Chinese friends who were aware of his plight would sometimes send him money over WeChat and other messaging services, but he could not depend on them for everything. When his funds ran out and he was left without food for long periods of time, he would go into unstaffed convenience stores and steal chestnut candies to stave off his hunger.

Kim’s attorney asked the court for leniency. Kim was “deeply remorseful for his crimes,” they explained, entreating the court to consider the circumstances.

These were crimes committed out of desperation to acquire a minimum of food when Kim was unable to hold down work due to his difficulties speaking and writing in Korean, the attorney explained.
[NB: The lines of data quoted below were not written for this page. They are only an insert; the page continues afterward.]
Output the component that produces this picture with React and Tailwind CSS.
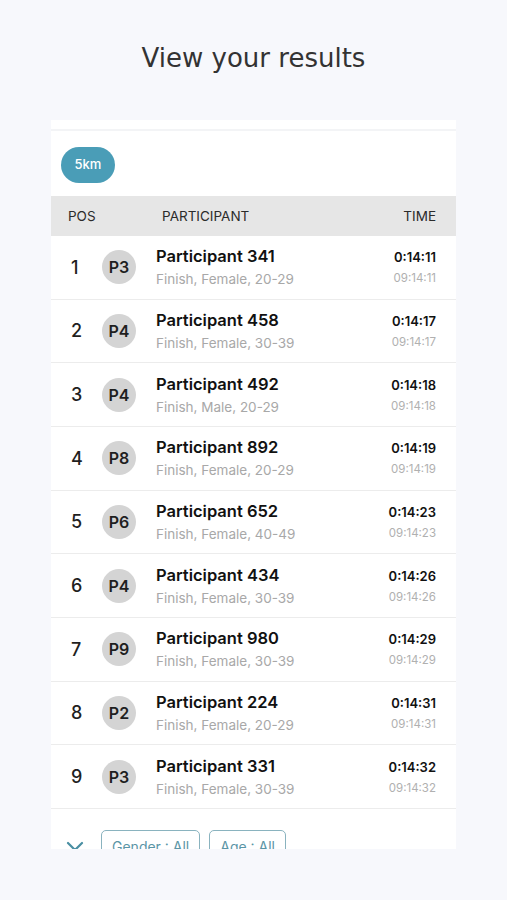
import React from 'react';

const results = [
  { pos: 1, badge: 'P3', name: 'Participant 341', info: 'Finish, Female, 20-29', time: '0:14:11', clock: '09:14:11' },
  { pos: 2, badge: 'P4', name: 'Participant 458', info: 'Finish, Female, 30-39', time: '0:14:17', clock: '09:14:17' },
  { pos: 3, badge: 'P4', name: 'Participant 492', info: 'Finish, Male, 20-29', time: '0:14:18', clock: '09:14:18' },
  { pos: 4, badge: 'P8', name: 'Participant 892', info: 'Finish, Female, 20-29', time: '0:14:19', clock: '09:14:19' },
  { pos: 5, badge: 'P6', name: 'Participant 652', info: 'Finish, Female, 40-49', time: '0:14:23', clock: '09:14:23' },
  { pos: 6, badge: 'P4', name: 'Participant 434', info: 'Finish, Female, 30-39', time: '0:14:26', clock: '09:14:26' },
  { pos: 7, badge: 'P9', name: 'Participant 980', info: 'Finish, Female, 30-39', time: '0:14:29', clock: '09:14:29' },
  { pos: 8, badge: 'P2', name: 'Participant 224', info: 'Finish, Female, 20-29', time: '0:14:31', clock: '09:14:31' },
  { pos: 9, badge: 'P3', name: 'Participant 331', info: 'Finish, Female, 30-39', time: '0:14:32', clock: '09:14:32' },
];

const App = () => {
  return (
    <div className="min-h-[900px] w-[507px] bg-[#f7f8fc] font-['Inter',sans-serif]">
      <h1 className="pt-[38px] text-center font-['DejaVu_Sans',sans-serif] text-[26px] leading-[40px] text-[#333]">
        View your results
      </h1>

      <div className="mx-[51px] mt-[42px] h-[729px] overflow-hidden bg-white">
        <div className="h-[9px] bg-white"></div>
        <div className="h-[2px] bg-[#f3f4f6]"></div>

        <div className="px-[10px] pb-[13px] pt-[16px]">
          <span className="inline-flex h-[36px] w-[54px] items-center justify-center rounded-full bg-[#4a9db7] text-[13px] font-medium text-white">
            5km
          </span>
        </div>

        <div className="flex h-[40px] items-center bg-[#e6e6e6] pr-[20px] text-[13.5px] text-[#2b2b2b]">
          <span className="w-[111px] pl-[17px]">POS</span>
          <span className="flex-1">PARTICIPANT</span>
          <span>TIME</span>
        </div>

        {results.map((r) => (
          <div key={r.pos} className="flex h-[63.67px] items-center border-b border-[#ececec] pr-[20px]">
            <span className="w-[51px] pl-[20px] text-[18px] font-medium text-[#1f1f1f]">{r.pos}</span>
            <span className="flex h-[34px] w-[34px] items-center justify-center rounded-full bg-[#d4d4d4] text-[16px] font-semibold text-[#1f1f1f]">
              {r.badge}
            </span>
            <div className="ml-[20px] flex-1">
              <div className="text-[16.5px] font-semibold leading-[20px] text-[#111]">{r.name}</div>
              <div className="mt-[4px] text-[13.5px] leading-[18px] text-[#a8a8a8]">{r.info}</div>
            </div>
            <div className="text-right">
              <div className="text-[13px] font-semibold leading-[18px] text-[#111]">{r.time}</div>
              <div className="mt-[4px] text-[11.5px] leading-[16px] text-[#b0b0b0]">{r.clock}</div>
            </div>
          </div>
        ))}

        <div className="flex items-start gap-[9px] pl-[15px] pt-[21px]">
          <svg width="18" height="12" viewBox="0 0 18 12" className="mr-[8px] mt-[11px]">
            <path d="M2 2 L9 9 L16 2" fill="none" stroke="#4a8fa3" strokeWidth="2.2" strokeLinecap="round" strokeLinejoin="round" />
          </svg>
          <span className="rounded-[5px] border border-[#8ab3bf] px-[10px] py-[6px] text-[14px] leading-[20px] text-[#5b95a6]">Gender : All</span>
          <span className="rounded-[5px] border border-[#8ab3bf] px-[10px] py-[6px] text-[14px] leading-[20px] text-[#5b95a6]">Age : All</span>
        </div>
      </div>
    </div>
  );
};

export default App;
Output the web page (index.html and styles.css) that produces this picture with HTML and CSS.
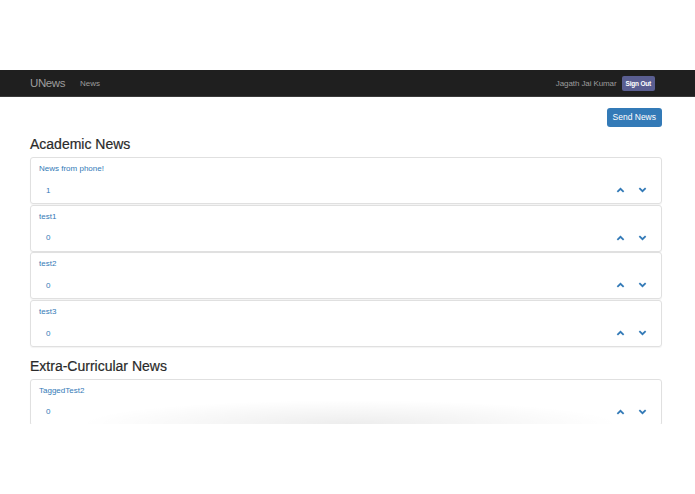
FILE: index.html
```html
<!DOCTYPE html>
<html>
<head>
<meta charset="utf-8">
<link rel="stylesheet" href="styles.css">
</head>
<body>
<div class="top-space"></div>
<nav class="navbar">
  <div class="nav-left">
    <span class="brand">UNews</span>
    <span class="nav-link">News</span>
  </div>
  <div class="nav-right">
    <span class="user">Jagath Jai Kumar</span>
    <span class="signout">Sign Out</span>
  </div>
</nav>
<div class="page">
  <div class="container">
    <div class="actions"><span class="btn-primary">Send News</span></div>
    <h2 class="section-title">Academic News</h2>
    <div class="card">
      <div class="card-title">News from phone!</div>
      <div class="card-row"><span class="count">1</span><span class="votes"><svg class="chev" viewBox="0 0 10 6"><polyline points="1.5,5 5,1.6 8.5,5"/></svg><svg class="chev" viewBox="0 0 10 6"><polyline points="1.5,1 5,4.4 8.5,1"/></svg></span></div>
    </div>
    <div class="card">
      <div class="card-title">test1</div>
      <div class="card-row"><span class="count">0</span><span class="votes"><svg class="chev" viewBox="0 0 10 6"><polyline points="1.5,5 5,1.6 8.5,5"/></svg><svg class="chev" viewBox="0 0 10 6"><polyline points="1.5,1 5,4.4 8.5,1"/></svg></span></div>
    </div>
    <div class="card">
      <div class="card-title">test2</div>
      <div class="card-row"><span class="count">0</span><span class="votes"><svg class="chev" viewBox="0 0 10 6"><polyline points="1.5,5 5,1.6 8.5,5"/></svg><svg class="chev" viewBox="0 0 10 6"><polyline points="1.5,1 5,4.4 8.5,1"/></svg></span></div>
    </div>
    <div class="card">
      <div class="card-title">test3</div>
      <div class="card-row"><span class="count">0</span><span class="votes"><svg class="chev" viewBox="0 0 10 6"><polyline points="1.5,5 5,1.6 8.5,5"/></svg><svg class="chev" viewBox="0 0 10 6"><polyline points="1.5,1 5,4.4 8.5,1"/></svg></span></div>
    </div>
    <h2 class="section-title second">Extra-Curricular News</h2>
    <div class="card">
      <div class="card-title">TaggedTest2</div>
      <div class="card-row"><span class="count">0</span><span class="votes"><svg class="chev" viewBox="0 0 10 6"><polyline points="1.5,5 5,1.6 8.5,5"/></svg><svg class="chev" viewBox="0 0 10 6"><polyline points="1.5,1 5,4.4 8.5,1"/></svg></span></div>
    </div>
  </div>
  <div class="bottom-shade"></div>
</div>
</body>
</html>
```
FILE: styles.css
```css
* { box-sizing: border-box; }
html, body { margin: 0; padding: 0; background: #fff; }
body { font-family: "Liberation Sans", Arial, sans-serif; color: #333; }

.top-space { height: 70px; }

.navbar {
  height: 27px;
  background: #1f1f1f;
  border-bottom: 1px solid #3a3a3a;
  display: flex;
  align-items: center;
  justify-content: space-between;
  padding: 0 40px 0 30px;
}
.nav-left, .nav-right { display: flex; align-items: center; }
.brand { font-size: 11.5px; color: #9d9d9d; letter-spacing: -0.4px; }
.nav-link { font-size: 8px; color: #9d9d9d; margin-left: 15px; }
.user { font-size: 8px; color: #9d9d9d; letter-spacing: -0.1px; }
.signout {
  margin-left: 5px;
  background: #5a5e91;
  color: #fff;
  font-size: 6.5px;
  font-weight: bold;
  height: 15px;
  line-height: 15px;
  padding: 0 4px;
  border-radius: 2px;
  letter-spacing: -0.2px;
}

.page {
  position: relative;
  height: 327px;
  overflow: hidden;
}
.container { padding: 0 33px 0 30px; }
.actions { display: flex; justify-content: flex-end; padding-top: 11px; }
.btn-primary {
  background: #337ab7;
  color: #fff;
  font-size: 8.5px;
  height: 19px;
  line-height: 19px;
  padding: 0 6px;
  border-radius: 3px;
}
.section-title {
  margin: 0;
  font-size: 14px;
  font-weight: normal;
  line-height: 17px;
  padding-top: 9px;
  height: 30px;
  color: #2a2a2a;
  -webkit-text-stroke: 0.2px #2a2a2a;
}
.section-title.second { padding-top: 10px; height: 31px; }

.card {
  border: 1px solid #e0e0e0;
  border-radius: 3px;
  box-shadow: 0 1px 1px rgba(0,0,0,0.05);
  height: 47px;
  margin-bottom: 0.7px;
  padding: 6px 14px 0 8px;
}
.card-title { font-size: 8px; line-height: 10px; color: #337ab7; }
.card-row {
  margin-top: 11px;
  height: 10px;
  display: flex;
  align-items: center;
  justify-content: space-between;
}
.count { font-size: 8px; color: #337ab7; padding-left: 7px; }
.votes { display: flex; align-items: center; gap: 13px; }
.chev { width: 9px; height: 6px; }
.chev polyline { fill: none; stroke: #337ab7; stroke-width: 2; stroke-linecap: butt; }

.bottom-shade {
  position: absolute;
  left: 80px;
  width: 540px;
  bottom: 0;
  height: 24px;
  background: radial-gradient(ellipse 50% 100% at 50% 100%, rgba(0,0,0,0.07), rgba(0,0,0,0) 100%);
  pointer-events: none;
}
```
“My client wishes to sincerely apologize right now to the victims, and he also hopes to repair his relationship with his mother,” they continued, asking the court to provide “the most lenient treatment that the law permits.” The prosecution requested a one-year prison sentence.

Throughout the hearing, Kim had sat in the dock with his head hung low. During the closing arguments, he said, “I am here today because I broke the law for the first time, but I think it may be the last. I will do whatever it takes to compensate the victims for their laws.” He kept his head down as he spoke.

Last week, the court sentenced him to a fine of 9 million won — around US$7,600.

“In light of the circumstances and number of crimes, the charges are severe, but he has admitted and expressed remorse for all of his actions, and at 150,000 won, the amount of losses cannot be seen as large,” it concluded.

With each day of incarceration counting for 100,000 won deducted from his fine, Kim is left having to pay the difference of around 500,000 won. In response to the one store owner’s request for 2 million won in compensation, the court ruled that Kim was only responsible for paying the 38,000-won value of the stolen items.

Kim was immediately released — but he had no way of knowing how he might come up with the money to pay his remaining fine. For him, winter was already beginning.